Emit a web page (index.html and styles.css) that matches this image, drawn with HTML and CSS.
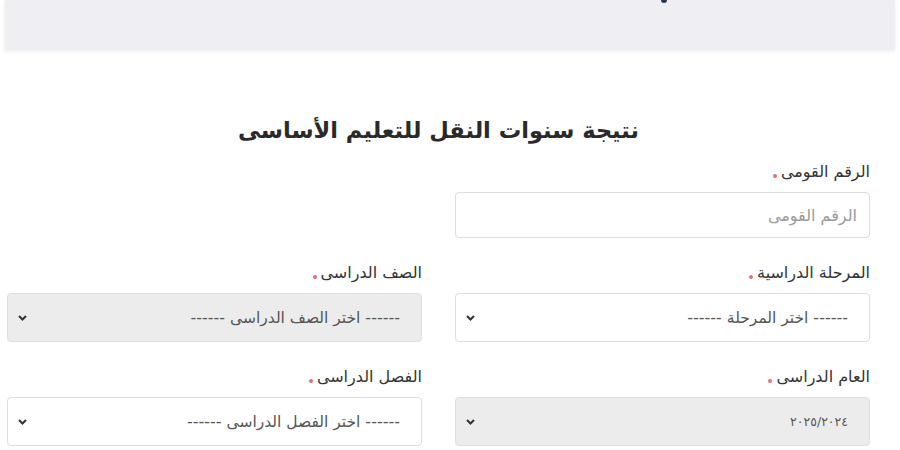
FILE: index.html
```html
<!DOCTYPE html>
<html lang="ar" dir="rtl">
<head>
<meta charset="utf-8">
<title>نتيجة سنوات النقل للتعليم الأساسى</title>
<link rel="stylesheet" href="styles.css">
</head>
<body>
<header class="topbar"><span class="topbar-mark"></span></header>
<main class="page">
  <h1 class="title">نتيجة سنوات النقل للتعليم الأساسى</h1>
  <div class="form-grid">
    <div class="field">
      <div class="label">الرقم القومى<span class="req"></span></div>
      <div class="input"><span class="placeholder">الرقم القومى</span></div>
    </div>
    <div class="field"></div>

    <div class="field">
      <div class="label">المرحلة الدراسية<span class="req"></span></div>
      <div class="select"><span class="value"><span class="dash">------</span> اختر المرحلة <span class="dash">------</span></span>
        <svg class="chev" width="9" height="6" viewBox="0 0 9 6"><polyline points="1,1 4.5,4.5 8,1" fill="none" stroke="#333" stroke-width="2"/></svg></div>
    </div>
    <div class="field">
      <div class="label">الصف الدراسى<span class="req"></span></div>
      <div class="select disabled"><span class="value"><span class="dash">------</span> اختر الصف الدراسى <span class="dash">------</span></span>
        <svg class="chev" width="9" height="6" viewBox="0 0 9 6"><polyline points="1,1 4.5,4.5 8,1" fill="none" stroke="#333" stroke-width="2"/></svg></div>
    </div>

    <div class="field">
      <div class="label">العام الدراسى<span class="req"></span></div>
      <div class="select disabled"><span class="value num">٢٠٢٥/٢٠٢٤</span>
        <svg class="chev" width="9" height="6" viewBox="0 0 9 6"><polyline points="1,1 4.5,4.5 8,1" fill="none" stroke="#333" stroke-width="2"/></svg></div>
    </div>
    <div class="field">
      <div class="label">الفصل الدراسى<span class="req"></span></div>
      <div class="select"><span class="value"><span class="dash">------</span> اختر الفصل الدراسى <span class="dash">------</span></span>
        <svg class="chev" width="9" height="6" viewBox="0 0 9 6"><polyline points="1,1 4.5,4.5 8,1" fill="none" stroke="#333" stroke-width="2"/></svg></div>
    </div>
  </div>
</main>
</body>
</html>
```
FILE: styles.css
```css
* { box-sizing: border-box; }
html, body { margin: 0; padding: 0; background: #fff; }
body {
  direction: rtl;
  font-family: "DejaVu Sans", "Noto Sans", sans-serif;
  color: #333;
  width: 900px;
  height: 450px;
  overflow: hidden;
}
.topbar {
  height: 50px;
  margin: 0 5px 0 4px;
  background: #efeef3;
  border-left: 1px solid #f6f6f8;
  box-shadow: 0 2px 4px rgba(0,0,0,0.06);
  position: relative;
}
.topbar-mark {
  position: absolute;
  top: 0;
  left: 656px;
  width: 6px;
  height: 3px;
  border-radius: 0 0 3px 3px;
  background: #2b3550;
}
.page {
  padding: 0 30px 0 7px;
}
.title {
  margin: 64px 0 16px;
  text-align: center;
  font-size: 22.5px;
  line-height: 32px;
  font-weight: bold;
  color: #2a2a2a;
}
.form-grid {
  display: grid;
  grid-template-columns: 415px 415px;
  column-gap: 33px;
  row-gap: 25px;
}
.label {
  height: 20px;
  line-height: 20px;
  font-size: 16px;
  color: #333;
  margin-bottom: 10px;
  display: flex;
  align-items: center;
}
.req {
  display: inline-block;
  width: 4px;
  height: 4px;
  border-radius: 50%;
  background: #e0707a;
  margin-right: 4px;
  margin-top: 7px;
}
.input {
  height: 46px;
  border: 1px solid #dcdcdc;
  border-radius: 4px;
  background: #fff;
  padding: 0 12px;
  display: flex;
  align-items: center;
}
.placeholder {
  font-size: 16px;
  color: #9a9a9a;
}
.select {
  height: 49px;
  border: 1px solid #dedede;
  border-radius: 4px;
  background: #fff;
  padding: 0 21px 0 10px;
  display: flex;
  align-items: center;
  justify-content: space-between;
}
.select.disabled {
  background: #ececec;
}
.value {
  font-size: 15.5px;
  color: #555;
}
.value.num {
  font-size: 12.5px;
}
.dash {
  letter-spacing: 3.2px;
  font-size: 16px;
}
.chev { display: block; }
```
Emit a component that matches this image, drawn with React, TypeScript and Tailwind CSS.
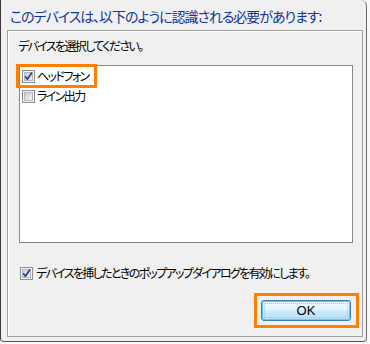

####

• **YOUR INSTRUCTIONS**
In the copy, include all records verbatim but no images.

• **RESULT**
Emit a web page (index.html and styles.css) that matches this image, drawn with HTML and CSS.
FILE: index.html
```html
<!DOCTYPE html>
<html lang="ar" dir="rtl">
<head>
<meta charset="utf-8">
<title>نتيجة سنوات النقل للتعليم الأساسى</title>
<link rel="stylesheet" href="styles.css">
</head>
<body>
<header class="topbar"><span class="topbar-mark"></span></header>
<main class="page">
  <h1 class="title">نتيجة سنوات النقل للتعليم الأساسى</h1>
  <div class="form-grid">
    <div class="field">
      <div class="label">الرقم القومى<span class="req"></span></div>
      <div class="input"><span class="placeholder">الرقم القومى</span></div>
    </div>
    <div class="field"></div>

    <div class="field">
      <div class="label">المرحلة الدراسية<span class="req"></span></div>
      <div class="select"><span class="value"><span class="dash">------</span> اختر المرحلة <span class="dash">------</span></span>
        <svg class="chev" width="9" height="6" viewBox="0 0 9 6"><polyline points="1,1 4.5,4.5 8,1" fill="none" stroke="#333" stroke-width="2"/></svg></div>
    </div>
    <div class="field">
      <div class="label">الصف الدراسى<span class="req"></span></div>
      <div class="select disabled"><span class="value"><span class="dash">------</span> اختر الصف الدراسى <span class="dash">------</span></span>
        <svg class="chev" width="9" height="6" viewBox="0 0 9 6"><polyline points="1,1 4.5,4.5 8,1" fill="none" stroke="#333" stroke-width="2"/></svg></div>
    </div>

    <div class="field">
      <div class="label">العام الدراسى<span class="req"></span></div>
      <div class="select disabled"><span class="value num">٢٠٢٥/٢٠٢٤</span>
        <svg class="chev" width="9" height="6" viewBox="0 0 9 6"><polyline points="1,1 4.5,4.5 8,1" fill="none" stroke="#333" stroke-width="2"/></svg></div>
    </div>
    <div class="field">
      <div class="label">الفصل الدراسى<span class="req"></span></div>
      <div class="select"><span class="value"><span class="dash">------</span> اختر الفصل الدراسى <span class="dash">------</span></span>
        <svg class="chev" width="9" height="6" viewBox="0 0 9 6"><polyline points="1,1 4.5,4.5 8,1" fill="none" stroke="#333" stroke-width="2"/></svg></div>
    </div>
  </div>
</main>
</body>
</html>
```
FILE: styles.css
```css
* { box-sizing: border-box; }
html, body { margin: 0; padding: 0; background: #fff; }
body {
  direction: rtl;
  font-family: "DejaVu Sans", "Noto Sans", sans-serif;
  color: #333;
  width: 900px;
  height: 450px;
  overflow: hidden;
}
.topbar {
  height: 50px;
  margin: 0 5px 0 4px;
  background: #efeef3;
  border-left: 1px solid #f6f6f8;
  box-shadow: 0 2px 4px rgba(0,0,0,0.06);
  position: relative;
}
.topbar-mark {
  position: absolute;
  top: 0;
  left: 656px;
  width: 6px;
  height: 3px;
  border-radius: 0 0 3px 3px;
  background: #2b3550;
}
.page {
  padding: 0 30px 0 7px;
}
.title {
  margin: 64px 0 16px;
  text-align: center;
  font-size: 22.5px;
  line-height: 32px;
  font-weight: bold;
  color: #2a2a2a;
}
.form-grid {
  display: grid;
  grid-template-columns: 415px 415px;
  column-gap: 33px;
  row-gap: 25px;
}
.label {
  height: 20px;
  line-height: 20px;
  font-size: 16px;
  color: #333;
  margin-bottom: 10px;
  display: flex;
  align-items: center;
}
.req {
  display: inline-block;
  width: 4px;
  height: 4px;
  border-radius: 50%;
  background: #e0707a;
  margin-right: 4px;
  margin-top: 7px;
}
.input {
  height: 46px;
  border: 1px solid #dcdcdc;
  border-radius: 4px;
  background: #fff;
  padding: 0 12px;
  display: flex;
  align-items: center;
}
.placeholder {
  font-size: 16px;
  color: #9a9a9a;
}
.select {
  height: 49px;
  border: 1px solid #dedede;
  border-radius: 4px;
  background: #fff;
  padding: 0 21px 0 10px;
  display: flex;
  align-items: center;
  justify-content: space-between;
}
.select.disabled {
  background: #ececec;
}
.value {
  font-size: 15.5px;
  color: #555;
}
.value.num {
  font-size: 12.5px;
}
.dash {
  letter-spacing: 3.2px;
  font-size: 16px;
}
.chev { display: block; }
```
Emit a component that matches this image, drawn with React, TypeScript and Tailwind CSS.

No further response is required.